Syrian officials say the West is playing into the hands of its al Qaida enemies. The presence of Islamist militants among the rebels has deterred western powers from arming Assad’s foes — but they say they must now act to stop the use of poison gas.
Britain pushed the other four veto-holding members of the UN Security Council at a meeting in New York to authorise military action against Assad to protect Syrian civilians — a move certain to be blocked by Russia and, probably, China.
The US and its allies say a UN veto will not stop them. Western diplomats called the proposed resolution a manoeuvre to isolate Moscow and rally a coalition behind air strikes.

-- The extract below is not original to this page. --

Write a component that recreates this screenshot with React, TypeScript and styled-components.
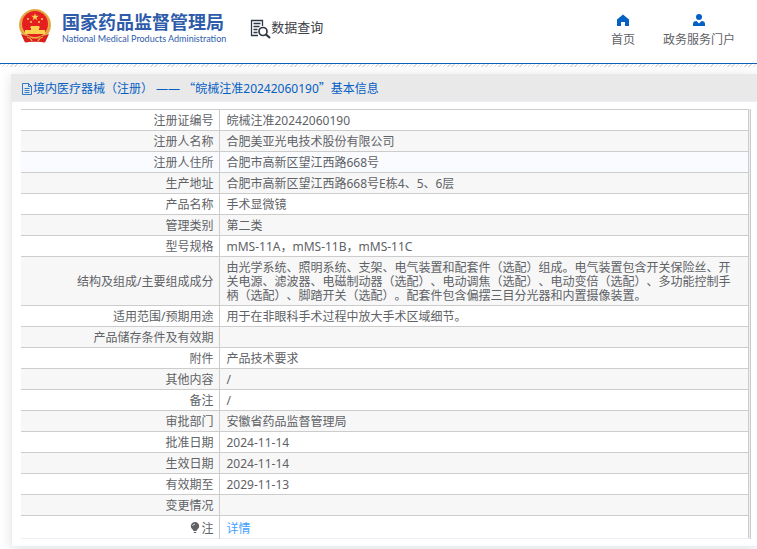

Arab states, Nato and Turkey also condemned Assad.
Washington has repeatedly said that President Barack Obama has not yet made up his mind on what action he will order. A senior US official said strikes could last several days and would involve other armed forces: “We’re talking to a number of different allies regarding participation in a possible kinetic strike,” the administration official said on Wednesday.
Western armies are expected to wait until the UN experts withdraw. Their initial 14-day mandate expires in four days, and secretary-general Ban said they need four days work.
A second US official said objectives were still being defined but that the targets could be chosen to prevent Assad from using chemical weapons in future. Washington was confident it could handle Syrian defences and any possible reprisals by its allies.
The prospect of a G-20 summit in St Petersburg next Thursday may also weigh in calculations over timing any strikes. Russian host President Vladimir Putin has made clear his view that western leaders are using human rights as a pretext to impose their will on other sovereign states. “The West behaves like a monkey with a grenade in the Islamic world,” Russian Deputy Prime Minister Dmitry Rogozin tweeted on Wednesday.